Discover the cuisine credentials of France’s most famous novelist – Alexandre Dumas…

In 2002, for the bicentennial of Alexandre Dumas’ birth, then French President Jacques Chirac arranged a ceremony honouring the renowned author by transferring his ashes to the Panthéon, a mausoleum for France’s most distinguished citizens, in Paris. The most read French novelist in the world, Dumas’ remains were laid to rest alongside those of Victor Hugo and Émile Zola, his casket was carried through the street of Paris by Four Republican guards dressed as the 4 Musketeers

Dumas, wrote in an amazing variety of genres – plays, essays, short stories, histories, historical novels, romances, crime stories and travel books. And he also wrote a cookbook: the 1,150-page, Le Grand Dictionaire de Cuisine for he was not only a prolific writer, but a consummate gourmet cook and bon vivant.

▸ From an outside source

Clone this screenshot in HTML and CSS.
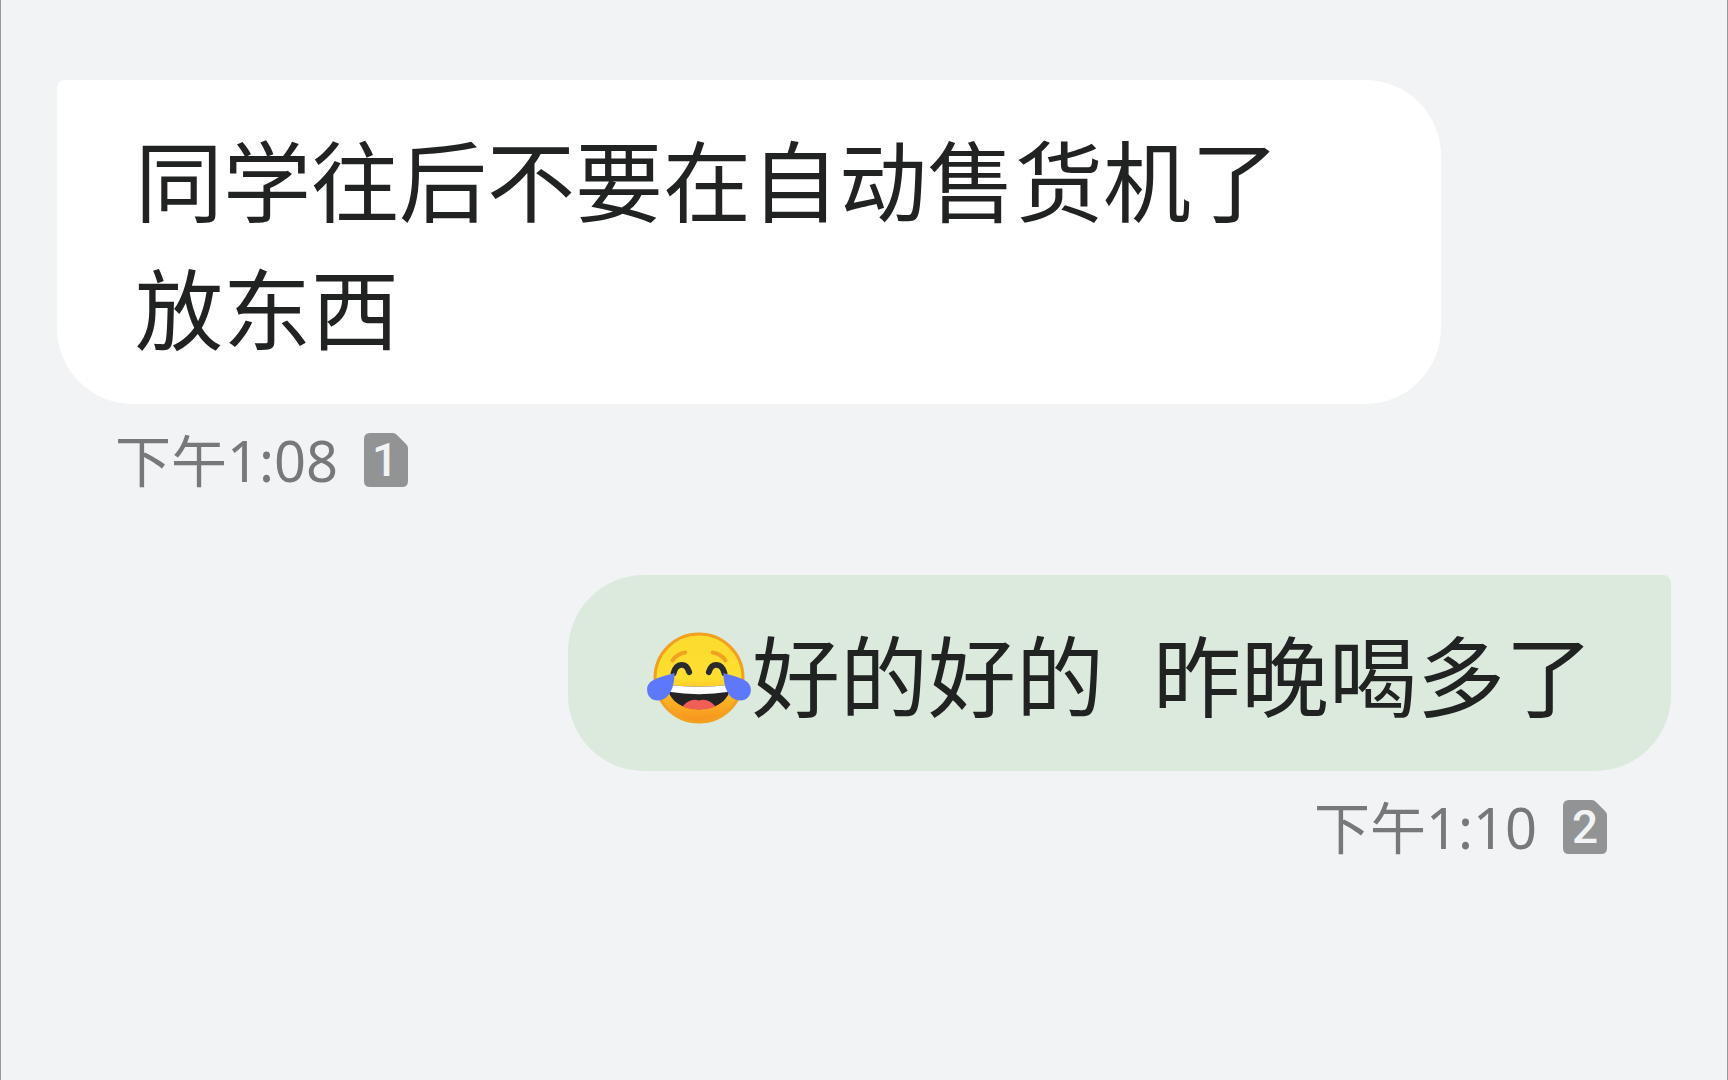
FILE: index.html
```html
<!DOCTYPE html>
<html lang="zh-CN">
<head>
  <meta charset="UTF-8">
  <meta name="viewport" content="width=device-width, initial-scale=1">
  <title>短信</title>
  <link rel="stylesheet" href="styles.css">
</head>
<body>
  <main class="chat">
    <div class="message received">
      <p class="bubble">同学往后不要在自动售货机了放东西</p>
      <div class="meta">
        <time datetime="13:08">下午1:08</time>
        <svg class="sim" viewBox="0 0 44 54" role="img" aria-label="SIM 1">
          <path class="sim-card" d="M6 0H29Q31 0 33 2L42 11Q44 13 44 15V48Q44 54 38 54H6Q0 54 0 48V6Q0 0 6 0Z"/>
          <text class="sim-number" x="21" y="43">1</text>
        </svg>
      </div>
    </div>
    <div class="message sent">
      <p class="bubble"><svg class="emoji" viewBox="0 0 108 94" role="img" aria-label="笑哭">
          <defs>
            <linearGradient id="face" x1="0" y1="0" x2="0" y2="1">
              <stop offset="0" stop-color="#fcdb2e"/>
              <stop offset="0.5" stop-color="#fede2f"/>
              <stop offset="0.75" stop-color="#fbb224"/>
              <stop offset="1" stop-color="#f7931e"/>
            </linearGradient>
          </defs>
          <circle cx="54" cy="47" r="45" fill="url(#face)" stroke="#f2a01f" stroke-width="3"/>
          <path d="M27 29Q32 22 40 21M68 21Q76 22 81 29" fill="none" stroke="#f2a01f" stroke-width="4" stroke-linecap="round"/>
          <path d="M28 42C31 31 41 31 44 41M64 41C67 31 77 31 80 42" fill="none" stroke="#2b2b2b" stroke-width="6" stroke-linecap="round"/>
          <path d="M22 54Q54 58 86 54C86 70 72 79 54 79S22 70 22 54Z" fill="#242424"/>
          <path d="M22 54Q54 58 86 54Q87 58 85 61Q54 66 23 61Q21 58 22 54Z" fill="#fff"/>
          <path d="M37 76Q45 67 54 70Q63 67 71 76Q54 83 37 76Z" fill="#f05f55"/>
          <path d="M29 42C29 56 24 70 12 70C5 70 1 65 1 59C1 48 16 46 29 42Z" fill="#5d78fb"/>
          <path d="M79 42C79 56 84 70 96 70C103 70 107 65 107 59C107 48 92 46 79 42Z" fill="#5d78fb"/>
        </svg>好的好的  昨晚喝多了</p>
      <div class="meta">
        <time datetime="13:10">下午1:10</time>
        <svg class="sim" viewBox="0 0 44 54" role="img" aria-label="SIM 2">
          <path class="sim-card" d="M6 0H29Q31 0 33 2L42 11Q44 13 44 15V48Q44 54 38 54H6Q0 54 0 48V6Q0 0 6 0Z"/>
          <text class="sim-number" x="22" y="43">2</text>
        </svg>
      </div>
    </div>
  </main>
</body>
</html>
```

FILE: styles.css
```css
* {
  box-sizing: border-box;
}
body {
  margin: 0;
  background: #f1f3f5;
  color: #212322;
}
.chat {
  min-height: 100vh;
  padding: 80px 56px;
  border-left: 1px solid #98999b;
  border-right: 1px solid #98999b;
  display: flex;
  flex-direction: column;
  gap: 83px;
}
.message {
  display: flex;
  flex-direction: column;
}
.received {
  margin-right: 230px;
}
.sent {
  align-items: flex-end;
}
.bubble {
  margin: 0;
  padding: 41px 78px 27px;
  font-family: "Liberation Sans", "Noto Sans CJK SC", sans-serif;
  font-size: 88px;
  line-height: 128px;
  white-space: pre-wrap;
}
.received .bubble {
  background: #fff;
  border-radius: 8px 76px 76px 76px;
}
.sent .bubble {
  background: #dceadd;
  border-radius: 76px 8px 76px 76px;
}
.emoji {
  width: 106px;
  height: 92px;
  vertical-align: -14px;
}
.meta {
  display: flex;
  align-items: center;
  gap: 26px;
  margin-top: 24px;
  padding: 0 64px 0 58px;
  color: #77787a;
  font-family: "Noto Sans", "Noto Sans CJK SC", sans-serif;
  font-size: 56px;
  line-height: 64px;
}
.sim {
  width: 44px;
  height: 54px;
}
.sim-card {
  fill: #929395;
}
.sim-number {
  fill: #f1f3f5;
  font-family: Roboto, sans-serif;
  font-size: 46px;
  font-weight: 500;
  text-anchor: middle;
}
```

Alexandre Dumas – nom de plume

Alexandre Dumas was born Dumas Davy de la Pailleterie in 1802 in Villers-Cotterêts, Picardy, France, to Marie-Louise Labouret and General Thomas-Alexandre Davy de la Pailleterie. Dumas’ nom de plume derives from his grandmother on his father’s side, Marie-Cosette Dumas, a Haitian slave, and his grandfather, the Marquis Alexandre– Antoine Davy de La Pailleterie.

His father, Thomas-Alexandre, rose to the distinguished rank of general at the young age of 31 under Napoléon Bonaparte’s command, but died a few years later when Dumas was still a child. His mother, Marie-Louise, struggled to make ends meet and provide an education for her son using the few resources she had. The precocious Dumas’ young appetite lusted for literature and he read everything he could find, while his mother’s stories about his father’s bravery during Bonaparte’s campaigns fuelled his imagination. And, although poor, his paternal grandfather’s aristocratic lineage and his father’s illustrious reputation eventually helped him secure a place in school, and then, in 1822, at the age of 20, a position at the Palais Royal in Paris in the office of the Duc d’Orléans. In his spare time, while working for the Duc, Dumas began writing plays in a Romantic style similar to his contemporary (and later rival) Victor Hugo. They were so popular that he made enough money to quit his job and write full-time.

A man of prodigious appetites

In 1830, King of France Charles X was overthrown and the Duc d’Orléans became the ruler of France: King Louis-Philippe. By now Dumas was making good money and founded a writing studio with a willing cadre of assistants and collaborating writers. His novels including The Three Musketeers and The Count of Monte Cristo were so popular they were first translated into English, and then into a hundred languages, and were eventually transformed into over 200 films. The books earned him enormous sums of money and enabled him to indulge his love of sumptuous living. He loved rich food and expensive wine and was said to have more than 40 mistresses – despite being married. He was a man of tremendous energy and enormous self-esteem, described by peers as a giant, both in mind and body. Dumas boasted, “If I were locked in a room with five women, pens, paper, and a play to be written, by the end of an hour I would have finished the five acts and had the five women.”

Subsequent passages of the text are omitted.